The changing battlefield of the mobile chip wars
The real battle in the mobile silicon space may soon focus almost exclusively on power and performance, rather than raw speed.
Indeed, according to Jack Gold of J. Gold Associates, power savings is key to battery life as more powerful apps use more and more processing cycles.
"We don't expect the industry to move beyond 4 processor cores in the next 3-5 years, as that should provide sufficient computing power.
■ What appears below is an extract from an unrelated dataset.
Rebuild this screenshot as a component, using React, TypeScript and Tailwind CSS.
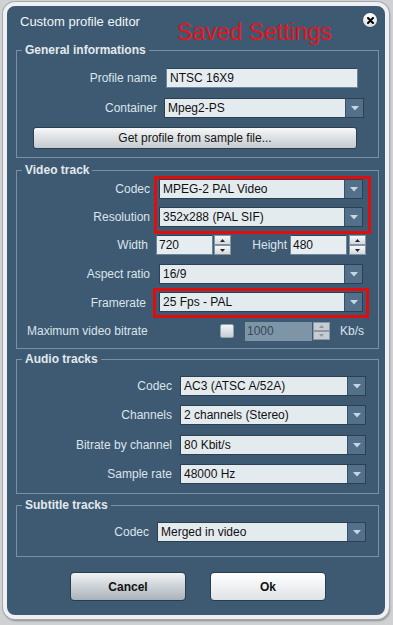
import React from "react";

const Arrow = () => (
  <svg width="8" height="5" viewBox="0 0 8 5">
    <path d="M0 0 H8 L4 4.5 Z" fill="#c9d5df" />
  </svg>
);

const Select = ({ value, className }: { value: string; className: string }) => (
  <div className={`flex h-[20px] border border-[#2c4052] ${className}`}>
    <div className="flex flex-1 items-center bg-[#e4ebef] pl-[3px] text-[12px] leading-none text-[#101010]">
      {value}
    </div>
    <div className="flex w-[18px] items-center justify-center border-l border-[#3a4f61] bg-[#52708a]">
      <Arrow />
    </div>
  </div>
);

const Spinner = ({ disabled }: { disabled?: boolean }) => {
  const btn = disabled
    ? "flex h-[9px] items-center justify-center border border-[#8c9aa6] bg-[#c6ccd1]"
    : "flex h-[10px] items-center justify-center border border-[#8393a1] bg-gradient-to-b from-[#f7f8f9] to-[#d4d9dd]";
  const fill = disabled ? "#8c97a0" : "#222";
  return (
    <div className="flex w-[17px] flex-col justify-center">
      <div className={btn}>
        <svg width="5" height="3" viewBox="0 0 5 3">
          <path d="M0 3 H5 L2.5 0 Z" fill={fill} />
        </svg>
      </div>
      <div className={btn}>
        <svg width="5" height="3" viewBox="0 0 5 3">
          <path d="M0 0 H5 L2.5 3 Z" fill={fill} />
        </svg>
      </div>
    </div>
  );
};

const Group = ({
  title,
  className,
  children,
}: {
  title: string;
  className: string;
  children: React.ReactNode;
}) => (
  <fieldset className={`ml-[9px] w-[363px] border border-[#7891a6] ${className}`}>
    <legend className="ml-[5px] px-[3px] text-[12px] font-bold leading-[12px] text-[#e2e9ee]">
      {title}
    </legend>
    {children}
  </fieldset>
);

const Label = ({ text, className }: { text: string; className: string }) => (
  <span className={`shrink-0 text-right text-[12px] text-[#dbe4eb] ${className}`}>{text}</span>
);

export default function App() {
  return (
    <div className="h-[625px] w-[393px] overflow-hidden bg-[#cfd1d3] pt-[2px] font-['Liberation_Sans',Arial,sans-serif]">
      <div className="ml-[3px] flex h-[617px] w-[386px] flex-col rounded-[12px] border-[4px] border-[#eef0f2] bg-[#3e5a72] shadow-[0_0_0_1px_#a3a8ad,1px_2px_2px_#8a8f94]">
        {/* title bar */}
        <div className="flex h-[38px] shrink-0 items-start">
          <span className="w-[170px] shrink-0 pl-[13px] pt-[8px] text-[13px] leading-[16px] text-[#f2f5f7]">
            Custom profile editor
          </span>
          <span className="pt-[13px] text-[23px] leading-[26px] text-[#e8131b]">Saved Settings</span>
          <div className="ml-auto mr-[8px] mt-[7px] flex h-[14px] w-[14px] items-center justify-center rounded-full bg-gradient-to-b from-white to-[#d9dde0] shadow-[0_0_1px_#1a2a38]">
            <svg width="7" height="7" viewBox="0 0 7 7">
              <path d="M1 1 L6 6 M6 1 L1 6" stroke="#000" strokeWidth="2" strokeLinecap="round" />
            </svg>
          </div>
        </div>

        <Group title="General informations" className="pb-[8px]">
          <div className="flex items-center pt-[12px]">
            <Label text="Profile name" className="w-[140px]" />
            <div className="ml-[9px] flex h-[20px] w-[192px] items-center border border-[#6d869b] border-t-[#2e4253] bg-[#e6edf1] pl-[3px] text-[12px] text-[#101010]">
              NTSC 16X9
            </div>
          </div>
          <div className="mt-[10px] flex items-center">
            <Label text="Container" className="w-[140px]" />
            <Select value="Mpeg2-PS" className="ml-[7px] w-[200px]" />
          </div>
          <button className="ml-[16px] mt-[9px] flex h-[22px] w-[324px] items-center justify-center rounded-[3px] border border-[#2d4050] bg-gradient-to-b from-[#f6f7f8] to-[#c4cacf] text-[12px] text-[#151515]">
            Get profile from sample file...
          </button>
        </Group>

        <Group title="Video track" className="mt-[6px] pb-[8px]">
          <div className="flex items-start">
            <div className="flex w-[133px] shrink-0 flex-col">
              <Label text="Codec" className="mt-[3px] leading-[20px]" />
              <Label text="Resolution" className="mt-[8px] leading-[20px]" />
            </div>
            <div className="ml-[4px] w-[217px] border-[3px] border-[#e10c0c] pb-[4px] pl-[2px]">
              <Select value="MPEG-2 PAL Video" className="w-[204px]" />
              <Select value="352x288 (PAL SIF)" className="mt-[8px] w-[204px]" />
            </div>
          </div>
          <div className="mt-[1px] flex h-[20px] items-stretch">
            <Label text="Width" className="w-[131px] self-center" />
            <div className="ml-[8px] flex w-[57px] items-center border border-[#6d869b] border-t-[#2e4253] bg-[#e6edf1] pl-[2px] text-[12px] text-[#101010]">
              720
            </div>
            <div className="ml-[1px] flex">
              <Spinner />
            </div>
            <Label text="Height" className="ml-[21px] w-[35px] self-center" />
            <div className="ml-[3px] flex w-[57px] items-center border border-[#6d869b] border-t-[#2e4253] bg-[#e6edf1] pl-[2px] text-[12px] text-[#101010]">
              480
            </div>
            <div className="ml-[2px] flex">
              <Spinner />
            </div>
          </div>
          <div className="mt-[9px] flex items-center">
            <Label text="Aspect ratio" className="w-[133px]" />
            <Select value="16/9" className="ml-[9px] w-[204px]" />
          </div>
          <div className="mt-[4px] flex items-center">
            <Label text="Framerate" className="w-[129px]" />
            <div className="ml-[7px] w-[216px] border-[3px] border-[#e10c0c] pb-[3px] pl-[3px] pt-[1px]">
              <Select value="25 Fps - PAL" className="w-[204px]" />
            </div>
          </div>
          <div className="mt-[4px] flex h-[18px] items-center">
            <span className="w-[203px] shrink-0 pl-[10px] text-[12px] text-[#dbe4eb]">Maximum video bitrate</span>
            <div className="h-[14px] w-[14px] rounded-[2px] border border-[#8ea2b2] bg-gradient-to-b from-[#f3f5f6] to-[#c6cdd3]" />
            <div className="ml-[11px] flex h-[19px] w-[67px] items-center bg-[#7e94a7] pl-[2px] text-[12px] text-[#34495b]">
              1000
            </div>
            <div className="ml-[1px] flex">
              <Spinner disabled />
            </div>
            <span className="ml-[10px] text-[12px] text-[#dbe4eb]">Kb/s</span>
          </div>
        </Group>

        <Group title="Audio tracks" className="mt-[4px] pb-[9px]">
          <div className="flex items-center pt-[11px]">
            <Label text="Codec" className="w-[155px]" />
            <Select value="AC3 (ATSC A/52A)" className="ml-[8px] w-[186px]" />
          </div>
          <div className="mt-[9px] flex items-center">
            <Label text="Channels" className="w-[155px]" />
            <Select value="2 channels (Stereo)" className="ml-[8px] w-[186px]" />
          </div>
          <div className="mt-[10px] flex items-center">
            <Label text="Bitrate by channel" className="w-[155px]" />
            <Select value="80 Kbit/s" className="ml-[8px] w-[186px]" />
          </div>
          <div className="mt-[9px] flex items-center">
            <Label text="Sample rate" className="w-[155px]" />
            <Select value="48000 Hz" className="ml-[8px] w-[186px]" />
          </div>
        </Group>

        <Group title="Subtitle tracks" className="mt-[5px] pb-[14px]">
          <div className="flex items-center pt-[11px]">
            <Label text="Codec" className="w-[132px]" />
            <Select value="Merged in video" className="ml-[8px] w-[209px]" />
          </div>
        </Group>

        <div className="ml-[63px] mt-[15px] flex gap-[24px]">
          <button className="h-[29px] w-[116px] rounded-[4px] border border-[#2a3c4b] bg-gradient-to-b from-[#f1f3f4] to-[#a9b2ba] text-[12px] font-bold text-[#111]">
            Cancel
          </button>
          <button className="h-[29px] w-[116px] rounded-[4px] border border-[#2a3c4b] bg-gradient-to-b from-white to-[#dfe3e6] text-[12px] font-bold text-[#111]">
            Ok
          </button>
        </div>
      </div>
    </div>
  );
}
We expect to see more emphasis on multicore graphics subsystems - which is necessary for video and gaming performance," the analyst explained in a detailed analysis recently obtained by TG Daily.
"However, there will be a distinction between chips designed for smartphones vs. those for tablets, since the power dynamics and functional requirements are different. Leadership here will swing to the more capable graphics companies with internal expertise - such as Nvidia and Qualcomm - although licensing of graphics IP for ARM (Mali) and Intel (Imagination Technology) will attempt to keep pace."
Gold also predicted that the mobile market will soon shift to a "phone on a chip" paradigm - featuring all of the processor, graphics and radios on a single die. This integration is expected to significantly reduce power requirements, lower BOM costs and facilitate the design of smaller devices.
"The advantage will go to those vendors who have an ability to adapt to this new environment. [Although] it's still early, we expect the market advantage to ultimately reside with companies that have the biggest
budgets and engineering capacity [such as] Intel. Bottom line - leaders and laggards will emerge in mobile chips over the next 1-2 years.
"We expect Qualcomm to emerge as a leader at the higher end, with TI a leader in the mid tier. Nvidia will battle Qualcomm at the high end especially where graphics is required, but we believe ultimately Qualcomm will obtain the largest market share. [Meanwhile], Intel's Atom will establish a market presence and in 2-3 years will be a significant player in smartphones and tablets, especially with Windows 8 and Android powered devices at the mid to high end of the market," the analyst concluded.